I watched The Women (George Cukor, 1939) last night. The cover of the box says “It’s all about men!” which wasn’t promising, but I rented it because George Cukor directed it, it’s got an amazing all-woman cast, and I was hoping for a sort of biting Dorothy Parker-esque thing, with smart women and biting wit.

Also, Rosalind Russell is in it.

I knew I was in trouble from the moment when the opening credits got all “clever” and visually compared all the characters to animals. (Norma Shearer is a doe, Russell’s a cat, Joan Crawford is a cougar, Paulette Godard is a fox, someone less famous is a cow, etc). It turned out to be a reallly well-acted movie about how society wives doing anything to hold onto their men. Joan Fontaine getting pregnant while she’s divorcing her husband is great because it saves her marriage; once they reunite over the phone, she says “Now I’ll do whatever Johnny says.”

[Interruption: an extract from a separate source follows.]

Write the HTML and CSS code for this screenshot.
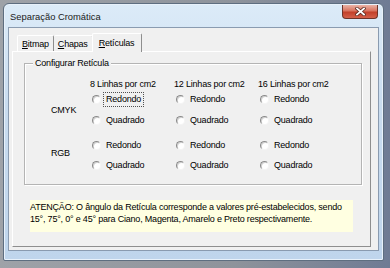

It ends with the heroine responding to “Don’t you have any pride?” with “No pride at all. That’s a luxury a woman in love can’t afford.”

I’ve been watching old movies for a long time, I have a lot of patience for the getting-married-is-good,a-woman’s-place-is-in-the-home vibe but I literally cringed through the last half.

So someone tell me why my big iTunes songs right now are “Bootylicious” and “99 Problems” (Hook: “If you’re having girl problems I feel bad for you, son / I got 99 problems and a bitch ain’t one”)?

Why I Should Never Be Responsible for Anything Ever

I just went to the liquor store with one earring in.

We’re talking prominent dangly earrings that come well below my jawlength hair. That I like to wear partially because they jingle on windy days. It’s a windy day. I have no idea how I didn’t notice the jingle was only coming from one ear.

I even checked myself out in one of the big mirrors on the wall on the way in. Someone looked at me funny, I thought because I was checking myself out in the mirror, or maybe because he thought I was cute.

I’m hoping they all just thought I was trying for some bizarre eighties revival thing.